Source data
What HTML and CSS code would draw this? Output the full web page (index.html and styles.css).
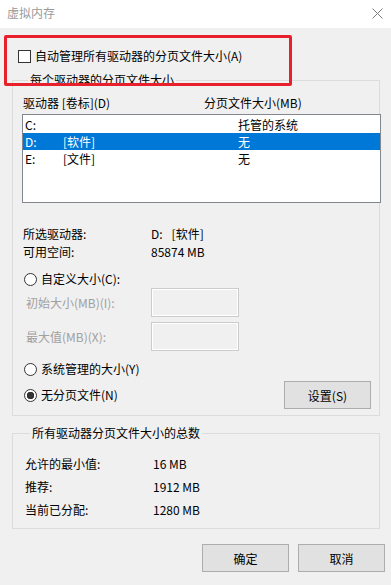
FILE: index.html
```html
<!DOCTYPE html>
<html lang="zh-CN">
<head>
<meta charset="UTF-8">
<title>虚拟内存</title>
<link rel="stylesheet" href="styles.css">
</head>
<body>
<div class="dialog">
    <div class="title-bar">
        <span class="title">虚拟内存</span>
        <svg class="close-btn" width="11" height="11" viewBox="0 0 11 11">
            <path d="M0.5 0.5 L10.5 10.5 M10.5 0.5 L0.5 10.5" stroke="#7a7a7a" stroke-width="1" fill="none"/>
        </svg>
    </div>

    <div class="content">
        <div class="check-row">
            <span class="checkbox"></span>
            <span>自动管理所有驱动器的分页文件大小(A)</span>
        </div>

        <div class="group group-drives">
            <span class="group-title">每个驱动器的分页文件大小</span>

            <div class="list-head">
                <span>驱动器 [卷标](D)</span>
                <span>分页文件大小(MB)</span>
            </div>
            <ul class="drive-list">
                <li><span>C:</span><span></span><span>托管的系统</span></li>
                <li class="active"><span>D:</span><span>[软件]</span><span>无</span></li>
                <li><span>E:</span><span>[文件]</span><span>无</span></li>
            </ul>

            <div class="info">
                <span>所选驱动器:</span><span>D:<span class="volume">[软件]</span></span>
                <span>可用空间:</span><span>85874 MB</span>
            </div>

            <div class="radio-row first">
                <span class="radio"></span>
                <span>自定义大小(C):</span>
            </div>
            <div class="size-row">
                <span class="size-label">初始大小(MB)(I):</span>
                <span class="size-input"></span>
            </div>
            <div class="size-row">
                <span class="size-label">最大值(MB)(X):</span>
                <span class="size-input"></span>
            </div>
            <div class="radio-row">
                <span class="radio"></span>
                <span>系统管理的大小(Y)</span>
            </div>
            <div class="radio-row last">
                <div class="radio-label">
                    <span class="radio checked"></span>
                    <span>无分页文件(N)</span>
                </div>
                <button class="btn btn-set">设置(S)</button>
            </div>
        </div>

        <div class="group group-total">
            <span class="group-title">所有驱动器分页文件大小的总数</span>
            <div class="total">
                <span>允许的最小值:</span><span>16 MB</span>
                <span>推荐:</span><span>1912 MB</span>
                <span>当前已分配:</span><span>1280 MB</span>
            </div>
        </div>

        <div class="footer">
            <button class="btn">确定</button>
            <button class="btn">取消</button>
        </div>
    </div>

    <!-- 红色标注框 -->
    <div class="mark"></div>
</div>
</body>
</html>
```

FILE: styles.css
```css
* {
    margin: 0;
    padding: 0;
    box-sizing: border-box;
}
ul,ol {
    list-style: none;
}
body {
    background-color: #f0f0f0;
    font-family: "Noto Sans CJK SC", "DejaVu Sans", sans-serif;
    font-size: 12px;
    color: #000;
}
.dialog {
    position: relative;
    width: 391px;
    height: 585px;
    overflow: hidden;
    background-color: #f0f0f0;
}

/* 标题栏 */
.title-bar {
    display: flex;
    align-items: center;
    justify-content: space-between;
    height: 28px;
    padding: 0 8px 2px 7px;
    background-color: #fff;
}
.title {
    color: #999;
    line-height: 16px;
}
.close-btn {
    display: block;
}

.content {
    padding-top: 20px;
}

/* 复选框 */
.check-row {
    display: flex;
    align-items: center;
    gap: 4px;
    height: 16px;
    padding-left: 18px;
    line-height: 16px;
}
.checkbox {
    width: 13px;
    height: 13px;
    background-color: #fff;
    border: 1px solid #333;
}

/* 分组框 */
.group {
    display: flex;
    flex-direction: column;
    margin-left: 12px;
    width: 368px;
    border: 1px solid #dcdcdc;
}
.group-title {
    align-self: flex-start;
    margin: -9px 0 0 5px;
    padding: 0 2px;
    line-height: 16px;
    background-color: #f0f0f0;
}
.group-drives {
    margin-top: 16px;
    padding: 0 0 6px 10px;
}
.list-head {
    display: grid;
    grid-template-columns: 181px 1fr;
    margin-top: 7px;
    line-height: 16px;
}

/* 驱动器列表 */
.drive-list {
    margin: 3px 0 0 -1px;
    width: 359px;
    height: 89px;
    padding: 1px 0;
    background-color: #fff;
    border: 1px solid #828790;
}
.drive-list li {
    display: grid;
    grid-template-columns: 38px 175px 1fr;
    height: 17px;
    padding-left: 2px;
    line-height: 17px;
}
.drive-list li.active {
    color: #fff;
    background-color: #0078d7;
}

.info {
    display: grid;
    grid-template-columns: 128px 1fr;
    margin-top: 22px;
    line-height: 18px;
}
.volume {
    margin-left: 9px;
}

/* 单选按钮 */
.radio-row {
    display: flex;
    align-items: center;
    gap: 4px;
    margin-top: 10px;
    padding-left: 1px;
    line-height: 16px;
}
.radio-row.last {
    justify-content: space-between;
    margin-top: 4px;
    padding-right: 8px;
}
.radio-label {
    display: flex;
    align-items: center;
    gap: 4px;
}
.radio {
    width: 13px;
    height: 13px;
    background-color: #fff;
    border: 1px solid #333;
    border-radius: 50%;
}
.radio.checked {
    background: radial-gradient(circle, #333 3.5px, #fff 4px);
}

.size-row {
    display: flex;
    align-items: center;
    margin-top: 5px;
    padding-left: 3px;
}
.radio-row.first + .size-row {
    margin-top: 1px;
}
.size-label {
    width: 125px;
    color: #a0a0a0;
    line-height: 16px;
}
.size-input {
    width: 88px;
    height: 29px;
    border: 1px solid #ccc;
    box-shadow: inset 0 0 0 1px #fff;
}

/* 按钮 */
.btn {
    width: 87px;
    height: 28px;
    font-family: inherit;
    font-size: 12px;
    color: #000;
    background-color: #e1e1e1;
    border: 1px solid #adadad;
}

/* 总数 */
.group-total {
    margin-top: 17px;
    padding: 0 0 7px 12px;
}
.total {
    display: grid;
    grid-template-columns: 128px 1fr;
    margin-top: 11px;
    line-height: 23px;
}

.footer {
    display: flex;
    justify-content: flex-end;
    gap: 9px;
    margin-top: 15px;
    padding-right: 6px;
}

/* 标注 */
.mark {
    position: absolute;
    left: 4px;
    top: 35px;
    width: 288px;
    height: 51px;
    border: 3px solid #e8202c;
    border-radius: 2px;
}
```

Exercise description
Reproduce the whole listing above word for word, but not its pictures.

Written response
What HTML and CSS code would draw this? Output the full web page (index.html and styles.css).
FILE: index.html
```html
<!DOCTYPE html>
<html lang="zh-CN">
<head>
<meta charset="UTF-8">
<title>虚拟内存</title>
<link rel="stylesheet" href="styles.css">
</head>
<body>
<div class="dialog">
    <div class="title-bar">
        <span class="title">虚拟内存</span>
        <svg class="close-btn" width="11" height="11" viewBox="0 0 11 11">
            <path d="M0.5 0.5 L10.5 10.5 M10.5 0.5 L0.5 10.5" stroke="#7a7a7a" stroke-width="1" fill="none"/>
        </svg>
    </div>

    <div class="content">
        <div class="check-row">
            <span class="checkbox"></span>
            <span>自动管理所有驱动器的分页文件大小(A)</span>
        </div>

        <div class="group group-drives">
            <span class="group-title">每个驱动器的分页文件大小</span>

            <div class="list-head">
                <span>驱动器 [卷标](D)</span>
                <span>分页文件大小(MB)</span>
            </div>
            <ul class="drive-list">
                <li><span>C:</span><span></span><span>托管的系统</span></li>
                <li class="active"><span>D:</span><span>[软件]</span><span>无</span></li>
                <li><span>E:</span><span>[文件]</span><span>无</span></li>
            </ul>

            <div class="info">
                <span>所选驱动器:</span><span>D:<span class="volume">[软件]</span></span>
                <span>可用空间:</span><span>85874 MB</span>
            </div>

            <div class="radio-row first">
                <span class="radio"></span>
                <span>自定义大小(C):</span>
            </div>
            <div class="size-row">
                <span class="size-label">初始大小(MB)(I):</span>
                <span class="size-input"></span>
            </div>
            <div class="size-row">
                <span class="size-label">最大值(MB)(X):</span>
                <span class="size-input"></span>
            </div>
            <div class="radio-row">
                <span class="radio"></span>
                <span>系统管理的大小(Y)</span>
            </div>
            <div class="radio-row last">
                <div class="radio-label">
                    <span class="radio checked"></span>
                    <span>无分页文件(N)</span>
                </div>
                <button class="btn btn-set">设置(S)</button>
            </div>
        </div>

        <div class="group group-total">
            <span class="group-title">所有驱动器分页文件大小的总数</span>
            <div class="total">
                <span>允许的最小值:</span><span>16 MB</span>
                <span>推荐:</span><span>1912 MB</span>
                <span>当前已分配:</span><span>1280 MB</span>
            </div>
        </div>

        <div class="footer">
            <button class="btn">确定</button>
            <button class="btn">取消</button>
        </div>
    </div>

    <!-- 红色标注框 -->
    <div class="mark"></div>
</div>
</body>
</html>
```

FILE: styles.css
```css
* {
    margin: 0;
    padding: 0;
    box-sizing: border-box;
}
ul,ol {
    list-style: none;
}
body {
    background-color: #f0f0f0;
    font-family: "Noto Sans CJK SC", "DejaVu Sans", sans-serif;
    font-size: 12px;
    color: #000;
}
.dialog {
    position: relative;
    width: 391px;
    height: 585px;
    overflow: hidden;
    background-color: #f0f0f0;
}

/* 标题栏 */
.title-bar {
    display: flex;
    align-items: center;
    justify-content: space-between;
    height: 28px;
    padding: 0 8px 2px 7px;
    background-color: #fff;
}
.title {
    color: #999;
    line-height: 16px;
}
.close-btn {
    display: block;
}

.content {
    padding-top: 20px;
}

/* 复选框 */
.check-row {
    display: flex;
    align-items: center;
    gap: 4px;
    height: 16px;
    padding-left: 18px;
    line-height: 16px;
}
.checkbox {
    width: 13px;
    height: 13px;
    background-color: #fff;
    border: 1px solid #333;
}

/* 分组框 */
.group {
    display: flex;
    flex-direction: column;
    margin-left: 12px;
    width: 368px;
    border: 1px solid #dcdcdc;
}
.group-title {
    align-self: flex-start;
    margin: -9px 0 0 5px;
    padding: 0 2px;
    line-height: 16px;
    background-color: #f0f0f0;
}
.group-drives {
    margin-top: 16px;
    padding: 0 0 6px 10px;
}
.list-head {
    display: grid;
    grid-template-columns: 181px 1fr;
    margin-top: 7px;
    line-height: 16px;
}

/* 驱动器列表 */
.drive-list {
    margin: 3px 0 0 -1px;
    width: 359px;
    height: 89px;
    padding: 1px 0;
    background-color: #fff;
    border: 1px solid #828790;
}
.drive-list li {
    display: grid;
    grid-template-columns: 38px 175px 1fr;
    height: 17px;
    padding-left: 2px;
    line-height: 17px;
}
.drive-list li.active {
    color: #fff;
    background-color: #0078d7;
}

.info {
    display: grid;
    grid-template-columns: 128px 1fr;
    margin-top: 22px;
    line-height: 18px;
}
.volume {
    margin-left: 9px;
}

/* 单选按钮 */
.radio-row {
    display: flex;
    align-items: center;
    gap: 4px;
    margin-top: 10px;
    padding-left: 1px;
    line-height: 16px;
}
.radio-row.last {
    justify-content: space-between;
    margin-top: 4px;
    padding-right: 8px;
}
.radio-label {
    display: flex;
    align-items: center;
    gap: 4px;
}
.radio {
    width: 13px;
    height: 13px;
    background-color: #fff;
    border: 1px solid #333;
    border-radius: 50%;
}
.radio.checked {
    background: radial-gradient(circle, #333 3.5px, #fff 4px);
}

.size-row {
    display: flex;
    align-items: center;
    margin-top: 5px;
    padding-left: 3px;
}
.radio-row.first + .size-row {
    margin-top: 1px;
}
.size-label {
    width: 125px;
    color: #a0a0a0;
    line-height: 16px;
}
.size-input {
    width: 88px;
    height: 29px;
    border: 1px solid #ccc;
    box-shadow: inset 0 0 0 1px #fff;
}

/* 按钮 */
.btn {
    width: 87px;
    height: 28px;
    font-family: inherit;
    font-size: 12px;
    color: #000;
    background-color: #e1e1e1;
    border: 1px solid #adadad;
}

/* 总数 */
.group-total {
    margin-top: 17px;
    padding: 0 0 7px 12px;
}
.total {
    display: grid;
    grid-template-columns: 128px 1fr;
    margin-top: 11px;
    line-height: 23px;
}

.footer {
    display: flex;
    justify-content: flex-end;
    gap: 9px;
    margin-top: 15px;
    padding-right: 6px;
}

/* 标注 */
.mark {
    position: absolute;
    left: 4px;
    top: 35px;
    width: 288px;
    height: 51px;
    border: 3px solid #e8202c;
    border-radius: 2px;
}
```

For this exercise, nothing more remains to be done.